Dopo la liberazione di Roma “L’Unità” arruolò ufficialmente i G.A.P. nel P.C.I.

    Sempre una doppia verità.
   Se con l’andar degli anni, un nostalgico del togliattismo come Caprara allontanava dal P.C.I. il sospetto d’aver avuto ruolo direttivo nell’attentato, fu proprio “L’Unità” romana uscita alla luce del sole pochi giorni dopo la liberazione della capitale a sbandierare l’appartenenza organica dei ‘gappisti’ al partito di “Ercoli”.
   Già il primo luglio 1944, in polemica aperta con il brigadiere dei carabinieri Angelo Joppi che su un quotidiano monarchico s’era vantato d’aver “rivendic[ato] almeno due azioni che furono organizzate dai G.A.P.” il quotidiano pubblicò una durissima reprimenda firmata dai “G.A.P. Centrali dell’Organizzazione romana del P.C.I.”, autodefinizione che non poteva essere più chiara.
    La smentita voleva avere carattere ufficiale e forniva alcune precise informazioni:

“L’espressione più eroica della volontà di resistenza e dell’odio a morte contro il nemico fu in Roma l’azione partigiana che condussero i Gruppi di Azione Patriottica dell’Organizzazione Comunista Romana. Segnatamente quattro di questi Gruppi (“Giuseppe Garibaldi”, “Antonio Gramsci”, “Carlo Pisacane”, Gastone Sozzi”) noti sotto il nome di GAP Centrali del P.C.I. portarono a termine il 90 per cento delle azioni di guerra organizzate contro i tedeschi e i fascisti nella città di Roma. Gli effettivi di questo organismo militare del nostro Partito non superarono mai il numero di 20 combattenti”.

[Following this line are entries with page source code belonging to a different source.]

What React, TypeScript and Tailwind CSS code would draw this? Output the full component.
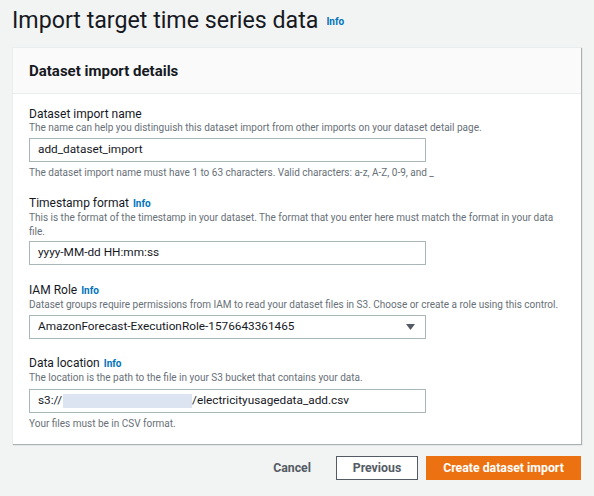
import type { ReactNode } from 'react';

// ── Small pieces ──────────────────────────────────────────────────────────────

function InfoLink(): JSX.Element {
  return <span className="ml-[4px] text-[10px] font-bold text-[#0073bb]">Info</span>;
}

interface FieldProps {
  label: string;
  info?: boolean;
  description: ReactNode;
  hint?: string;
  className?: string;
  controlClass?: string;
  children: ReactNode;
}

function Field({ label, info, description, hint, className, controlClass, children }: FieldProps): JSX.Element {
  return (
    <div className={className}>
      <div className="text-[12px] leading-[14px] text-[#16191f]">
        {label}
        {info && <InfoLink />}
      </div>
      <div className="whitespace-nowrap text-[10px] leading-[14px] text-[#687078]">{description}</div>
      <div className={controlClass}>{children}</div>
      {hint && <div className="mt-[4px] text-[10px] leading-[14px] text-[#687078]">{hint}</div>}
    </div>
  );
}

function TextBox({ children }: { children: ReactNode }): JSX.Element {
  return (
    <div className="flex h-[24px] w-[397px] items-center border border-[#aab7b8] bg-white px-[8px] text-[11.8px] text-[#16191f]">
      {children}
    </div>
  );
}

// ── App ───────────────────────────────────────────────────────────────────────

export default function App(): JSX.Element {
  return (
    <div className="h-[496px] w-[594px] bg-[#f2f3f3] px-[12px] pt-[4px] font-['Roboto',sans-serif]">
      <h1 className="flex h-[32px] items-center text-[23.2px] leading-[32px] text-[#16191f]">
        Import target time series data
        <span className="ml-[8px] mt-[4px] text-[10px] font-bold leading-none text-[#0073bb]">Info</span>
      </h1>

      <div className="mt-[11px] w-[569px] border-l border-t border-[#eaeded] bg-white shadow-[1px_1px_1px_rgba(0,28,36,0.3)]">
        <div className="flex h-[46px] items-center border-b border-[#eaeded] bg-[#fafafa] px-[16px] pt-[2px] text-[15px] font-bold text-[#16191f]">
          Dataset import details
        </div>

        <div className="flex flex-col px-[16px] pb-[13px] pt-[13px]">
          <Field
            label="Dataset import name"
            description="The name can help you distinguish this dataset import from other imports on your dataset detail page."
            hint="The dataset import name must have 1 to 63 characters. Valid characters: a-z, A-Z, 0-9, and _"
            controlClass="mt-[3px]"
          >
            <TextBox>add_dataset_import</TextBox>
          </Field>

          <Field
            className="mt-[16px]"
            controlClass="mt-[2px]"
            label="Timestamp format"
            info
            description={
              <>
                This is the format of the timestamp in your dataset. The format that you enter here must match the format in your data
                <br />
                file.
              </>
            }
          >
            <TextBox>yyyy-MM-dd HH:mm:ss</TextBox>
          </Field>

          <Field
            className="mt-[18px]"
            controlClass="mt-[3px]"
            label="IAM Role"
            info
            description="Dataset groups require permissions from IAM to read your dataset files in S3. Choose or create a role using this control."
          >
            <TextBox>
              <span className="flex-1">AmazonForecast-ExecutionRole-1576643361465</span>
              <svg width="9" height="6" viewBox="0 0 9 6" className="mr-[2px]">
                <path d="M0 0h9L4.5 6z" fill="#545b64" />
              </svg>
            </TextBox>
          </Field>

          <Field
            className="mt-[17px]"
            controlClass="mt-[4px]"
            label="Data location"
            info
            description="The location is the path to the file in your S3 bucket that contains your data."
            hint="Your files must be in CSV format."
          >
            <TextBox>
              s3://
              <span className="ml-[1px] inline-block h-[14px] w-[129px] bg-[#dce4f2]" />
              /electricityusagedata_add.csv
            </TextBox>
          </Field>
        </div>
      </div>

      <div className="mt-[12px] flex w-[569px] items-center justify-end text-[12.3px] font-bold">
        <span className="mr-[25px] text-[#545b64]">Cancel</span>
        <span className="flex h-[24px] w-[82px] items-center justify-center border border-[#545b64] bg-white text-[#545b64]">
          Previous
        </span>
        <span className="ml-[8px] flex h-[24px] w-[155px] items-center justify-center bg-[#ec7211] text-white">
          Create dataset import
        </span>
      </div>
    </div>
  );
}
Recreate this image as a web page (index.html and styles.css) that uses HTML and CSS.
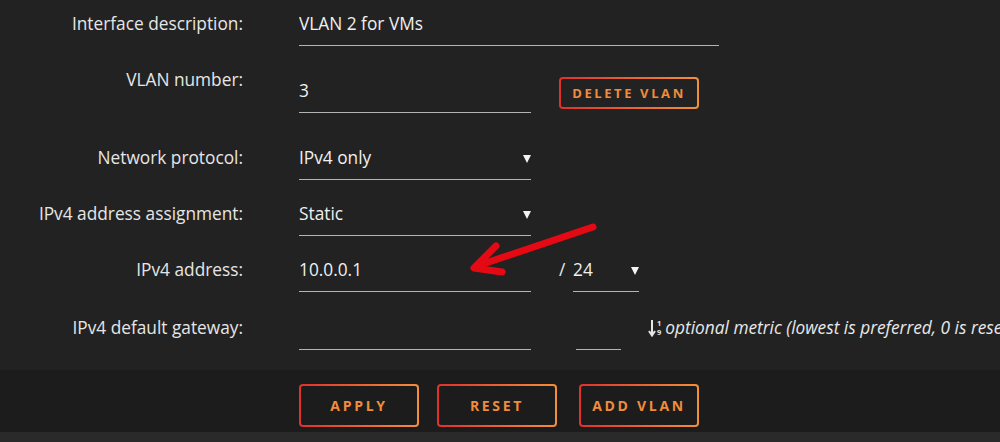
FILE: index.html
```html
<!DOCTYPE html>
<html lang="en">
<head>
    <meta charset="UTF-8">
    <meta name="viewport" content="width=device-width, initial-scale=1.0">
    <title>VLAN settings</title>
    <link rel="stylesheet" href="styles.css">
</head>
<body>
    <div class="page">
        <form class="vlan-form">
            <!-- Description -->
            <div class="row row-first">
                <label class="label" for="descr">Interface description:</label>
                <input class="field field-wide" type="text" id="descr" value="VLAN 2 for VMs">
            </div>

            <!-- VLAN number -->
            <div class="row row-vlan">
                <label class="label" for="vlan-id">VLAN number:</label>
                <input class="field field-mid field-low" type="text" id="vlan-id" value="3">
                <button type="button" class="btn btn-small">DELETE VLAN</button>
            </div>

            <!-- Protocol -->
            <div class="row">
                <label class="label" for="proto">Network protocol:</label>
                <span class="select field-mid">
                    <select class="field" id="proto">
                        <option>IPv4 only</option>
                    </select>
                </span>
            </div>

            <!-- Assignment -->
            <div class="row">
                <label class="label" for="assign">IPv4 address assignment:</label>
                <span class="select field-mid">
                    <select class="field" id="assign">
                        <option>Static</option>
                    </select>
                </span>
            </div>

            <!-- Address -->
            <div class="row">
                <label class="label" for="addr">IPv4 address:</label>
                <input class="field field-mid" type="text" id="addr" value="10.0.0.1">
                <span class="slash">/</span>
                <span class="select field-prefix">
                    <select class="field" id="prefix">
                        <option>24</option>
                    </select>
                </span>
            </div>

            <!-- Gateway -->
            <div class="row row-gateway">
                <label class="label" for="gw">IPv4 default gateway:</label>
                <input class="field field-mid" type="text" id="gw" value="">
                <input class="field field-metric" type="text" id="metric" value="">
                <span class="hint">
                    <span class="hint-icon">
                        <svg width="8" height="18" viewBox="0 0 8 18">
                            <path d="M4 1 V16 M1 12 L4 16.5 L7 12" fill="none" stroke="#e6e6e6" stroke-width="2"/>
                        </svg>
                        <span class="digits"><span>1</span><span>9</span></span>
                    </span>
                    optional metric (lowest is preferred, 0 is reserved for the default route)
                </span>
            </div>
        </form>

        <div class="actions">
            <button type="button" class="btn btn-big">APPLY</button>
            <button type="button" class="btn btn-big btn-reset">RESET</button>
            <button type="button" class="btn btn-big btn-add">ADD VLAN</button>
        </div>
        <div class="footer"></div>

        <!-- annotation arrow -->
        <svg class="marker" width="1000" height="442" viewBox="0 0 1000 442">
            <g fill="none" stroke="#e50914" stroke-width="7" stroke-linecap="round" stroke-linejoin="round">
                <path d="M593 227 L477 266"/>
                <path d="M496 246 L474 268 L502 272"/>
            </g>
        </svg>
    </div>
</body>
</html>
```

FILE: styles.css
```css
html, body {
    margin: 0;
    padding: 0;
    background: #222222;
    overflow: hidden;
}
body {
    font-family: "Open Sans", "Noto Sans", sans-serif;
    font-size: 17.3px;
    color: #e8e8e8;
}
.page {
    position: relative;
    width: 1000px;
    height: 442px;
    overflow: hidden;
}
.vlan-form {
    display: flex;
    flex-direction: column;
    padding-top: 13px;
}
.row {
    display: flex;
    align-items: flex-start;
    margin-bottom: 23px;
}
.row-vlan {
    margin-bottom: 34px;
}
.row-gateway {
    margin-top: 2px;
    margin-bottom: 20px;
}
.label {
    flex-shrink: 0;
    width: 243px;
    margin-right: 56px;
    text-align: right;
    line-height: 22px;
    white-space: nowrap;
    color: #e6e6e6;
}
.field {
    flex-shrink: 0;
    box-sizing: content-box;
    display: block;
    height: 22px;
    line-height: 22px;
    padding: 0 0 10px 0;
    margin: 0;
    border: none;
    border-bottom: 1px solid #b4b4b4;
    background: transparent;
    color: #f0f0f0;
    font-family: inherit;
    font-size: 17.3px;
    outline: none;
}
.field-wide {
    width: 420px;
}
.field-mid {
    width: 232px;
}
.field-low {
    margin-top: 11px;
}
.select {
    flex-shrink: 0;
    position: relative;
    display: block;
}
.select select {
    width: 100%;
    appearance: none;
    -webkit-appearance: none;
    border-radius: 0;
}
.select::after {
    content: "";
    position: absolute;
    right: 0;
    top: 8px;
    border-left: 4px solid transparent;
    border-right: 4px solid transparent;
    border-top: 8px solid #f4f4f4;
}
.slash {
    flex-shrink: 0;
    width: 14px;
    margin-left: 28px;
    line-height: 22px;
}
.field-prefix {
    width: 66px;
}
.field-metric {
    width: 45px;
    margin-left: 45px;
}
.hint {
    flex-shrink: 0;
    margin-left: 27px;
    white-space: nowrap;
    font-style: italic;
    line-height: 22px;
    display: flex;
    align-items: center;
    gap: 4px;
}
.hint-icon {
    display: inline-flex;
    align-items: center;
    font-style: normal;
}
.digits {
    display: inline-flex;
    flex-direction: column;
    font-size: 7.5px;
    line-height: 9px;
    font-weight: bold;
    margin-left: 1px;
}
.btn {
    box-sizing: border-box;
    border: 2px solid transparent;
    border-radius: 4px;
    background: linear-gradient(#222222, #222222) padding-box,
                linear-gradient(to right, #e0312b, #f3903a) border-box;
    color: #f08c3a;
    font-family: "Open Sans", "Noto Sans", sans-serif;
    font-weight: bold;
    cursor: pointer;
    padding: 0;
}
.btn-small {
    width: 140px;
    height: 32px;
    margin-top: 8px;
    margin-left: 28px;
    font-size: 13px;
    letter-spacing: 2.6px;
}
.actions {
    display: flex;
    height: 62px;
    box-sizing: border-box;
    padding: 14px 0 0 299px;
    background: #1c1c1c;
}
.btn-big {
    width: 120px;
    height: 43px;
    font-size: 14px;
    letter-spacing: 2.7px;
    background: linear-gradient(#1c1c1c, #1c1c1c) padding-box,
                linear-gradient(to right, #e0312b, #f3903a) border-box;
}
.btn-reset {
    margin-left: 18px;
}
.btn-add {
    margin-left: 22px;
}
.footer {
    height: 10px;
    background: #2a2a2a;
}
.marker {
    position: absolute;
    left: 0;
    top: 0;
    pointer-events: none;
}
```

    Un ‘organismo militare’ del P.C.I., sensa se e senza ma.
    Curiosamente ma non troppo, non si fece cenno a via Rasella, non furono indicati i nomi di quei ‘gappisti eroici’ e soprattutto, fissando tutta la loro gloriosa schiera a 20 persone, s’impedivano successive estensioni del loro numero.
 Cinque giorni dopo sullo stesso giornale apparve un nuovo scritto apologetico, stavolta dedicato alle ‘donne gappiste’ di cui non si indicava nessun nome ma si ricordavano quelle che potevano essere le loro azioni più eroiche: il trasferimento di armi in “innocenti sporte di bieda” ed un attentato a via Claudia.
    Come dire: niente donne a via Rasella.
   Proprio mentre il giornale riempiva colonne di piombo per esaltare quei venti ‘gappisti comunisti’ e le donne un po’ meno ‘gappiste’ ma altrettanto eroiche, “L’Unità” era costretta a fare i conti con una vicenda che rischiava di costar cara ad un giovane che poche ore dopo la Liberazione faceva parte del ‘servizio d’ordine’ del giornale e che, per ragioni ancora da chiarire, aveva ucciso a colpi di pistola un ufficiale della “Guardia di Finanza”.
  La vittima era al servizio degli Alleati che avevano arrestato lo sparatore e si apprestavano a processarlo: era Rosario Bentivegna.  
 Costretta a prendere le difese dal compagno alla sbarra, “L’Unità” gli dedicava un articolo dove lo definiva “eroe della guerra partigiana” e ne ricordava i principali meriti:

“Nel periodo dell’occupazione hitleriana, Bentivegna ha partecipato a una cinquantina di azioni contro le truppe tedesche e contro i fascisti sia nella guerra partigiana che egli ha valorosamente combattuto nella regione di Palestrina […] sia in qualità di componente di un Gruppo d’Azione Patriottica a Roma. […] Rosario Bentivegna, con supremo disprezzo del pericolo, ha eseguito personalmente il 23 marzo scorso, l’attacco contro una colonna di S.S. in pieno assetto di guerra che transitava per via Rasella”.

   Per “L’Unità” romana era stato un uomo del P.C.I. l’esecutore (sembrava addirittura unico !) di quella sanguinosa e sempre meno chiara ‘operazione’ condotta nella cupa, macabra ed oscura via Rasella.
    Che tutta Roma odiava e detestava.